■ **Your goal**:
The records below are made of lines; count those holding the word "styles" and give the number only.

## BEGIN Information provided

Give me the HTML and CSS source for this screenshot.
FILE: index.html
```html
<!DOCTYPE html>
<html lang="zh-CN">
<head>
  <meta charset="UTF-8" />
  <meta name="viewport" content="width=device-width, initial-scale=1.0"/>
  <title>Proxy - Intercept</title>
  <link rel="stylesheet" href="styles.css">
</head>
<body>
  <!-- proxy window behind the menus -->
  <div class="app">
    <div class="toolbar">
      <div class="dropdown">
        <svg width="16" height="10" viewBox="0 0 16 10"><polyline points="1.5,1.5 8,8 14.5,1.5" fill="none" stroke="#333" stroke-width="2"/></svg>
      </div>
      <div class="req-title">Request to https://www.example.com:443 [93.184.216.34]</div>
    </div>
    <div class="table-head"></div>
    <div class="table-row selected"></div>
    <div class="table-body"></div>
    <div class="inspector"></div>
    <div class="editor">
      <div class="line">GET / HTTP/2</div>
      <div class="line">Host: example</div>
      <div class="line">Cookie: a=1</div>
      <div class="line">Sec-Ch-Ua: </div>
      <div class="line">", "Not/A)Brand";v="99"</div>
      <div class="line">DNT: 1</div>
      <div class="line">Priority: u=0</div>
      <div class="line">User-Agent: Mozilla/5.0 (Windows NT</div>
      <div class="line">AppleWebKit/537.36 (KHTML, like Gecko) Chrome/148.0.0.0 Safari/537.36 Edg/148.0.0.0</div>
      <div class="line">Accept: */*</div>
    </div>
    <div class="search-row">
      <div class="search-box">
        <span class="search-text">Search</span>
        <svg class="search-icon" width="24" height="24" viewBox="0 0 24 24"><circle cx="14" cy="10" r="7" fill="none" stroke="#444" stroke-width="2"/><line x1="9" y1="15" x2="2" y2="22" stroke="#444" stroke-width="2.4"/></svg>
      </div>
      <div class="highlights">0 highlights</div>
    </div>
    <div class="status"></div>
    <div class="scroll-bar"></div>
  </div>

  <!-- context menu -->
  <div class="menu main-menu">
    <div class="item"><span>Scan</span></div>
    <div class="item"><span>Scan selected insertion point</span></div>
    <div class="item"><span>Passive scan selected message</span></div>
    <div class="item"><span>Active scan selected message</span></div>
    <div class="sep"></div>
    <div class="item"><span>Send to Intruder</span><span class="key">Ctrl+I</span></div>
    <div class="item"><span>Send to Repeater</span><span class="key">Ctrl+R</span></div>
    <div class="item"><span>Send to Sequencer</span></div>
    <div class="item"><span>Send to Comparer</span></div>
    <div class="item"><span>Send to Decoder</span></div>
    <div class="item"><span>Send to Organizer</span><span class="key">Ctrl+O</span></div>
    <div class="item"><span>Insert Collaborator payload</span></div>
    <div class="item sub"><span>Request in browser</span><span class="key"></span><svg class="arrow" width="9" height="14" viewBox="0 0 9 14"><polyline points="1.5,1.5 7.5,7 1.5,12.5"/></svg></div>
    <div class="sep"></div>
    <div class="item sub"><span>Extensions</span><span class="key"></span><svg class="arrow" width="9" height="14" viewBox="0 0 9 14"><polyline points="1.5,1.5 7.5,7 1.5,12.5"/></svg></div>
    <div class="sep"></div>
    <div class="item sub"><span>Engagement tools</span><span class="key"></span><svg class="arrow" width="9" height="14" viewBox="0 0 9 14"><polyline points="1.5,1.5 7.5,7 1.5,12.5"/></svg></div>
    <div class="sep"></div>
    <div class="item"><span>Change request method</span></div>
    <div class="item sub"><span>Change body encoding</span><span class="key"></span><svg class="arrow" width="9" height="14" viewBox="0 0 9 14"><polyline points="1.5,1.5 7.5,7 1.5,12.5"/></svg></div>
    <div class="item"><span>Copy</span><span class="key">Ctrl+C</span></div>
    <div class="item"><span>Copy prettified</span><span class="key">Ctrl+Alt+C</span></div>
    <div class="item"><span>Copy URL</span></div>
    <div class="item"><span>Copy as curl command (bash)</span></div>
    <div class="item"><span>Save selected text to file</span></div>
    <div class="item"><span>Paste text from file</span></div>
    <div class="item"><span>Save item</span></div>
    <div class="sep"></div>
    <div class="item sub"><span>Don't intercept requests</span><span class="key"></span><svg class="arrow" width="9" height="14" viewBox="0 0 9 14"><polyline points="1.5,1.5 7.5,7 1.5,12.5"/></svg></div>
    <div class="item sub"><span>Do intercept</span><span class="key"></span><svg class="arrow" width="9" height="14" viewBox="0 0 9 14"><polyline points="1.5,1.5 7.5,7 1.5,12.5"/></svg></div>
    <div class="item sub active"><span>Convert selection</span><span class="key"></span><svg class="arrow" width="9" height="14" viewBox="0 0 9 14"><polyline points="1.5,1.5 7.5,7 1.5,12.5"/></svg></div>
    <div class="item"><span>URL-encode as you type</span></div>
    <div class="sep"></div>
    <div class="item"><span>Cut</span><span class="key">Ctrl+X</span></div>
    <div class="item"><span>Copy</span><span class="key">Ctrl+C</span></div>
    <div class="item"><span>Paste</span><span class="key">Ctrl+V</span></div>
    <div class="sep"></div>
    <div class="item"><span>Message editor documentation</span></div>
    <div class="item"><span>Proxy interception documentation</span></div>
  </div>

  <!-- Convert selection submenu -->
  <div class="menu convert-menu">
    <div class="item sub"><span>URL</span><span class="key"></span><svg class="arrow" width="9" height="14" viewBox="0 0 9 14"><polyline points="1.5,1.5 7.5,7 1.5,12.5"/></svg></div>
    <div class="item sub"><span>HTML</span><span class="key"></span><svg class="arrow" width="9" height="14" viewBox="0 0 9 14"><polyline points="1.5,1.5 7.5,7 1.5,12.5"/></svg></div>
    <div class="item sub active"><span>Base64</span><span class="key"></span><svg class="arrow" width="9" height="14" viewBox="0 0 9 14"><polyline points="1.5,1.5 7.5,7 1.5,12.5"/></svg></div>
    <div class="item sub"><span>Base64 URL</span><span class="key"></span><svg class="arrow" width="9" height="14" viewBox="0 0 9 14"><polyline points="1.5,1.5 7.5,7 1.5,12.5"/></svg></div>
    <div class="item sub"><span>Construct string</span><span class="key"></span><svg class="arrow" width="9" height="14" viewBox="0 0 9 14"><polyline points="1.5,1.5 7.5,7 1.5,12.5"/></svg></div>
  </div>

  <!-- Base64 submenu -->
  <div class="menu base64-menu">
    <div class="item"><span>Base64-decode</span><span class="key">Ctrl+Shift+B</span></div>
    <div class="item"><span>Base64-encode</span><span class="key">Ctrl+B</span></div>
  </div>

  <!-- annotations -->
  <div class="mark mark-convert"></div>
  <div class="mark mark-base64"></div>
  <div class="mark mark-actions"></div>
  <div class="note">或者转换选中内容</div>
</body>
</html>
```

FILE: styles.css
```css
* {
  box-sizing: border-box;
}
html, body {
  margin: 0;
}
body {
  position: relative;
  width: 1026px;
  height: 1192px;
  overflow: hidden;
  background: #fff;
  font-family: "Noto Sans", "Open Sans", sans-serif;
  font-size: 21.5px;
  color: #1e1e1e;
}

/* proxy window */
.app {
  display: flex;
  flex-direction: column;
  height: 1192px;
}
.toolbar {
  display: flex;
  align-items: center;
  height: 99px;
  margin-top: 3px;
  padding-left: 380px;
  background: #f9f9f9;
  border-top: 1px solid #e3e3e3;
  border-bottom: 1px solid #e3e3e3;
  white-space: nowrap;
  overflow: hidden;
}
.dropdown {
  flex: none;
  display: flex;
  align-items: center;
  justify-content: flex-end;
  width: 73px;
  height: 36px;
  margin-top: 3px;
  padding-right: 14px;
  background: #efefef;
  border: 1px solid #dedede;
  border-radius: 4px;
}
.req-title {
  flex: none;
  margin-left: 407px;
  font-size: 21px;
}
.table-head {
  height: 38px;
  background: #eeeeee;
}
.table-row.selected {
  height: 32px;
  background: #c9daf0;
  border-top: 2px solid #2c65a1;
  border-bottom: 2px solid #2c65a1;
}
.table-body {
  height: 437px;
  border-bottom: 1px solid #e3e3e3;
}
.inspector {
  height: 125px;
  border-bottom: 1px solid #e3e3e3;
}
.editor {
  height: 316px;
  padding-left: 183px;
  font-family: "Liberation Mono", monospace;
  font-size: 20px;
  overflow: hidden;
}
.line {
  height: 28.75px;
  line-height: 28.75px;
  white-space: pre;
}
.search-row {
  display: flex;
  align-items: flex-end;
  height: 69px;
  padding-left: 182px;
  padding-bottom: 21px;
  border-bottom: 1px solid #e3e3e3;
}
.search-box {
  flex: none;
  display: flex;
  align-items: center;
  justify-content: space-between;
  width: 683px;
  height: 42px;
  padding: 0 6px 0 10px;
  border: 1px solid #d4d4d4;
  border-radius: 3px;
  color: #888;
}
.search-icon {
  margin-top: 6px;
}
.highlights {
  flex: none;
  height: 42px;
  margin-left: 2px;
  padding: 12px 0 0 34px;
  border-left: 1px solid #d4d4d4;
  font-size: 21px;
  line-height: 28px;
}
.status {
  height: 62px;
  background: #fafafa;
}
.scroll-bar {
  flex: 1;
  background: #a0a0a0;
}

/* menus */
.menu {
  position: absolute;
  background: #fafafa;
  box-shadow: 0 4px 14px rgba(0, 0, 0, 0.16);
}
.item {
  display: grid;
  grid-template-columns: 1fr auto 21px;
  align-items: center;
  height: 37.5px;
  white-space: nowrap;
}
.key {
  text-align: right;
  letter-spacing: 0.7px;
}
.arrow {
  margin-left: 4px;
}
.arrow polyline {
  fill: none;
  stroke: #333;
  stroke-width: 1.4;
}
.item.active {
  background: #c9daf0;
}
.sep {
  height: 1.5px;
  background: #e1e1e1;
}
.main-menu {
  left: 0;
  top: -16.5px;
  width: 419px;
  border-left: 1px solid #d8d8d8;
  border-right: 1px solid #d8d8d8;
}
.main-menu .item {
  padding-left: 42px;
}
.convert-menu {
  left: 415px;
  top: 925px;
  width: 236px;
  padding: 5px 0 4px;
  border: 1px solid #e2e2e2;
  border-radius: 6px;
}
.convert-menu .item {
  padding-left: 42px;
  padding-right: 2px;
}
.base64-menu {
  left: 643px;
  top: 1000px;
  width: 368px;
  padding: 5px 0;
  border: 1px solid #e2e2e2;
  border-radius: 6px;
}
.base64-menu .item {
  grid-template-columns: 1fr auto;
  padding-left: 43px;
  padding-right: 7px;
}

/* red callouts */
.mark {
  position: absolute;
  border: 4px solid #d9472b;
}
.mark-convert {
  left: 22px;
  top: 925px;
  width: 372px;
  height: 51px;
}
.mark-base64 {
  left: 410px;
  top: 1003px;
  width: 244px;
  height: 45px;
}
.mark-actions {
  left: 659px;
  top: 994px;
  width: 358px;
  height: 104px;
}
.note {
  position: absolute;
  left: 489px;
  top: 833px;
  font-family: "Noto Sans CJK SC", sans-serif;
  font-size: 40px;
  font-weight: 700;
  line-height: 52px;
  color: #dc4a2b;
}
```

## END Information provided
## BEGIN Information provided

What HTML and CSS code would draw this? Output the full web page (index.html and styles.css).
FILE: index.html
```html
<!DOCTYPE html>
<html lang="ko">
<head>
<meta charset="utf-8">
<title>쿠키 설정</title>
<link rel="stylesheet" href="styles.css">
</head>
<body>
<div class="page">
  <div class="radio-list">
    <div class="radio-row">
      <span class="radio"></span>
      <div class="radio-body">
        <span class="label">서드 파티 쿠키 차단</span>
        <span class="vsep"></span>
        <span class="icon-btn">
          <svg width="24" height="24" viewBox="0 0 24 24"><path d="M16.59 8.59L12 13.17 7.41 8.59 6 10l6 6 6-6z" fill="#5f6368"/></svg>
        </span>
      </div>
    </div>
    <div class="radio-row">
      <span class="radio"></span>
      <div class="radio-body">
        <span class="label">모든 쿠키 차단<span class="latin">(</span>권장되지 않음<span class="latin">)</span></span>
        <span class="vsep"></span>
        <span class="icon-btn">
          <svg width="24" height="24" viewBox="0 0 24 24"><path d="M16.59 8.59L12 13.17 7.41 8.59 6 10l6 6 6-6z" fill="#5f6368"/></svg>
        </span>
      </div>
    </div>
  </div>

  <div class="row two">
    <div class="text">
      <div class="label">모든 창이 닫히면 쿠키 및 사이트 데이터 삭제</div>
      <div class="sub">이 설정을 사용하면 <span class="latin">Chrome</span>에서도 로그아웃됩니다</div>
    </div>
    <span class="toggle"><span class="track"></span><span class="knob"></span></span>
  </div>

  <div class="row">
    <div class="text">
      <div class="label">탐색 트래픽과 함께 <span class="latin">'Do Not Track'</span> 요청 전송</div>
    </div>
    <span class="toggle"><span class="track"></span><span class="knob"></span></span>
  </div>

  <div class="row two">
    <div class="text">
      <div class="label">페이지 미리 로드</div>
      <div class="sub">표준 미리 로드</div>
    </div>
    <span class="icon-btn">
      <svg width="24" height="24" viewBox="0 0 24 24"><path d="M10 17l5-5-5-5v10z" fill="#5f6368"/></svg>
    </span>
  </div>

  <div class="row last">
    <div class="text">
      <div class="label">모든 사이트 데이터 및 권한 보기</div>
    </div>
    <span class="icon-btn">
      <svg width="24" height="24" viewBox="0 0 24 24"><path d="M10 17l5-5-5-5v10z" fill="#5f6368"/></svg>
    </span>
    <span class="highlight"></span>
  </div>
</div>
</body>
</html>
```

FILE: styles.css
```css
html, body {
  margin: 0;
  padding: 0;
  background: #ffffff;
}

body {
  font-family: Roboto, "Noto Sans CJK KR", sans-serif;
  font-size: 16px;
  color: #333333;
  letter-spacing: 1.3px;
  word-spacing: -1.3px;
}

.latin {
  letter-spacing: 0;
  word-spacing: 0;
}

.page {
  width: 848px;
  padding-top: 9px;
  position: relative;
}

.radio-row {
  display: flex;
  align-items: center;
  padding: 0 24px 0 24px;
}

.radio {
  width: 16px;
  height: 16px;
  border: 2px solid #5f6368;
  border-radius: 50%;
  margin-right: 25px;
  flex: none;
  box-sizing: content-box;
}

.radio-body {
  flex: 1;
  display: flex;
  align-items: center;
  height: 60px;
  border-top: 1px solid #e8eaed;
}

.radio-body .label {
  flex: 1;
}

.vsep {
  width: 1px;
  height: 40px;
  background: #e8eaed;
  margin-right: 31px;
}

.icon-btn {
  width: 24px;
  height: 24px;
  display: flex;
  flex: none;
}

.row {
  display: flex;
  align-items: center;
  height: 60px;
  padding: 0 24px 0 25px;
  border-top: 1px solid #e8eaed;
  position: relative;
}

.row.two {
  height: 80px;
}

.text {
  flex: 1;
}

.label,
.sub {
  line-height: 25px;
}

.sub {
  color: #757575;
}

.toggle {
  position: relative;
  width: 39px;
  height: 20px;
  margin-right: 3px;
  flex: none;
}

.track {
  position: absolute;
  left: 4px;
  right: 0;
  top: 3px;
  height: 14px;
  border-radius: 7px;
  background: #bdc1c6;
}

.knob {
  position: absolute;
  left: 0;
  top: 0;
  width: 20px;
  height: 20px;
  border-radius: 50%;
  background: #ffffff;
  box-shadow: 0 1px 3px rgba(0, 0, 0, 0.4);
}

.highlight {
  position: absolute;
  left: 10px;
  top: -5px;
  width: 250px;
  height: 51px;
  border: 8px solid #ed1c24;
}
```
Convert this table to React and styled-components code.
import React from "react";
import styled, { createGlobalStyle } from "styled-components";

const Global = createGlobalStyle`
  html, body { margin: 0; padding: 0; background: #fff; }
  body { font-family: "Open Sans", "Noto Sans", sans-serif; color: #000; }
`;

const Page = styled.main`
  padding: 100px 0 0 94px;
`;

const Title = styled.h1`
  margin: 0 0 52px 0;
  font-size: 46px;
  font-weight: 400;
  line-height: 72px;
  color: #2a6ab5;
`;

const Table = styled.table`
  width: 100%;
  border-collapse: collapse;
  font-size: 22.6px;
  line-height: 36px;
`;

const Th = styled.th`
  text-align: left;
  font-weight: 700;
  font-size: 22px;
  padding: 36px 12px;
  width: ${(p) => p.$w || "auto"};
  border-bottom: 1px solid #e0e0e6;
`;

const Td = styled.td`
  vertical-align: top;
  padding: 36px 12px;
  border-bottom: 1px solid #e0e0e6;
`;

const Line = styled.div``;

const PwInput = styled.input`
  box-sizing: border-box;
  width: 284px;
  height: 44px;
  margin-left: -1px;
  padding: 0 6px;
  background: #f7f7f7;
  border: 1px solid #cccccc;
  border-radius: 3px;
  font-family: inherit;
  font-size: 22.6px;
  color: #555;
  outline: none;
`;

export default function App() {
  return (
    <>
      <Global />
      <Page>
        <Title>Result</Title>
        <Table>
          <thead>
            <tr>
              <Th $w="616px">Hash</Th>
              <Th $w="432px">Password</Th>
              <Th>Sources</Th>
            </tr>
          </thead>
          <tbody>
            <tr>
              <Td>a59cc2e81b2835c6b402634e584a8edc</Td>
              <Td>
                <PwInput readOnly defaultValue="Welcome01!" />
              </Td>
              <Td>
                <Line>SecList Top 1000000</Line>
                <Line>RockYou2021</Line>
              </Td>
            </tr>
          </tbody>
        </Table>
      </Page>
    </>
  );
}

## END Information provided

■ **Answer to this problem**:
5